Il primo a cui ho pensato è l'oste di Betlemme. Di fatto è dal suo «No! Non c'è posto per voi nella mia locanda!» che deriva la scena della grotta di Betlemme. Mi è venuto da chiedergli: «Ma lei, signor Oste, è cosciente di aver sbattuto la porta in faccia a Dio? Non pensa che questo rifiuto sia un peccato mortale? Non si sente in colpa?». Lui con schietta e gelida determinazione mi ha ribattuto: «Ma sta scherzando?! Oltre all'albergo sono impicciato col banchetto in fondo alla stradina di ghiaia, tra il muschio, dove vendo pane, formaggi, frutta e verdura. Per fortuna mi aiuta mia moglie, sempre presa anche lei: la si vede spesso lavare i panni o filare. Tra l'altro guardi che sono qui a parlare con lei, nonostante le mille cose da fare, solo perché ha insistito la mia metà. Affermarsi, arrangiarsi, guadagnarci, sono queste le mie priorità. Il suo Dio ha capito che il gioco per tutti è non affogare e cercare di stare a galla? Quei due hanno chiesto, ma ero in over booking. Che potevo farci se lei era incinta?! Così sono passato per il volto dell'indifferenza. Non mi disprezzi. Nessuno mi aveva mai abituato a sospettare che la vita dell'uomo è ben più di un bel gruzzolo in tasca, finché ho avuto una lezione particolare. Ero a scuola

per la recita natalizia dei miei figli. Il più preso era Mattia, un loro compagno, robusto e simpaticamente un po' goffo, ma sempre servizievole e sorridente, che aveva qualcosa più degli altri, aveva infatti un cromosoma in più di tutti ed è quella che viene chiamata Sindrome di Down.
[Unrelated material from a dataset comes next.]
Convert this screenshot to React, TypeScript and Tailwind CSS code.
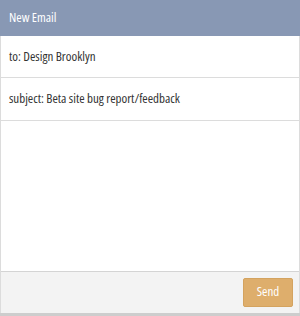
export default function App() {
  return (
    <div className="w-[300px] h-[316px] flex flex-col bg-white text-[13px] text-[#333] font-['Open_Sans',sans-serif] [font-stretch:condensed]">
      <div className="h-[36px] shrink-0 flex items-center px-[9px] bg-[#8898b4] text-white">New Email</div>
      <div className="flex-1 flex flex-col border-x border-[#dcdcdc]">
        <div className="h-[42px] shrink-0 flex items-center px-[8px] border-b border-[#dcdcdc]">to: Design Brooklyn</div>
        <div className="h-[43px] shrink-0 flex items-center px-[8px] border-b border-[#dcdcdc]">subject: Beta site bug report/feedback</div>
        <div className="flex-1" />
        <div className="h-[42px] shrink-0 flex items-center justify-end px-[6px] bg-[#f3f3f3] border-t border-[#d4d4d4]">
          <button className="w-[50px] h-[29px] mt-[-1px] rounded-[2px] bg-[#deae6c] border border-[#d4a35f] text-white text-[13px]">Send</button>
        </div>
      </div>
      <div className="h-[3px] shrink-0 bg-[#cdcdcd]" />
    </div>
  );
}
Come ogni anno pensava di fare il pastore, ma la maestra decise di premiarlo con un ruolo di scena. Era in quinta e sarebbe stata l'ultima recita di Natale. Avrebbe fatto me: l'oste. La parte comportava poche battute e Mattia, più grande degli altri, dava forza scenica al celeberrimo rifiuto. Quella sera c'era un folto pubblico, ma nessuno viveva la magia della notte di Betlemme più intensamente di Mattia, totalmente preso dal suo personaggio. Venne il momento dell'entrata in scena di Giuseppe, che avanzò piano sorreggendo teneramente Maria. Giuseppe bussò forte alla porta della locanda. Mattia, era là, in attesa: Che cosa volete? chiese, aprendo bruscamente la porta. Cerchiamo un alloggio. Cercatelo altrove. Siamo al completo!. Il tono, tutto preso nella parte, era molto deciso. Non c'è posto per voi!, replicò, facendo un tenerissimo sguardo burbero. La prego, buon locandiere, mia moglie Maria aspetta un bambino e ha bisogno di un luogo per riposare, anche solo un angolino. A questo punto, Mattia, l'oste, guardò Maria. Seguì una pausa di silenzio lunga abbastanza da far serpeggiare un filo d'imbarazzo tra il pubblico. No! Andate via!, sussurrò il suggeritore da dietro le quinte. No!

- ripeté Mattia automaticamente - andate via!. Rattristato, Giuseppe strinse a sé Maria, che gli appoggiò la testa sulla spalla. Cominciarono ad allontanarsi. Invece di richiudere la porta, però, Mattia il locandiere rimase sulla soglia con lo sguardo fisso alla coppia. Aveva la bocca aperta, la fronte solcata da intense rughe e i suoi occhi si stavano riempiendo di lacrime. Tutto ad un tratto, quella recita divenne particolare, unica. Non andar via Giuseppe - gridò Mattia - riporta qui Maria!. E, con il volto illuminato da un grande sorriso, aggiunse: Potete prendere la mia stanza, io dormo sul divano!. Secondo alcuni Mattia aveva rovinato la rappresentazione, aveva bloccato la scena, che non funzionava più. Per altri, il colpo di scena di Mattia creò la più natalizia di tutte le rappresentazioni. In questo Natale anche io, l'oste, voglio provare ad essere diverso. Andrò alla grotta, magari portando pane e vino.

Spero che quel Bambino accolga il mio pane, frutto del mio lavoro e un po' del mio rubare, e il mio vino, segno di festa e un po' del brivido del piacere. Io, l'indifferente, forse così imparerò a non sprecare nessuna briciola del quotidiano e nessun sorso di senso».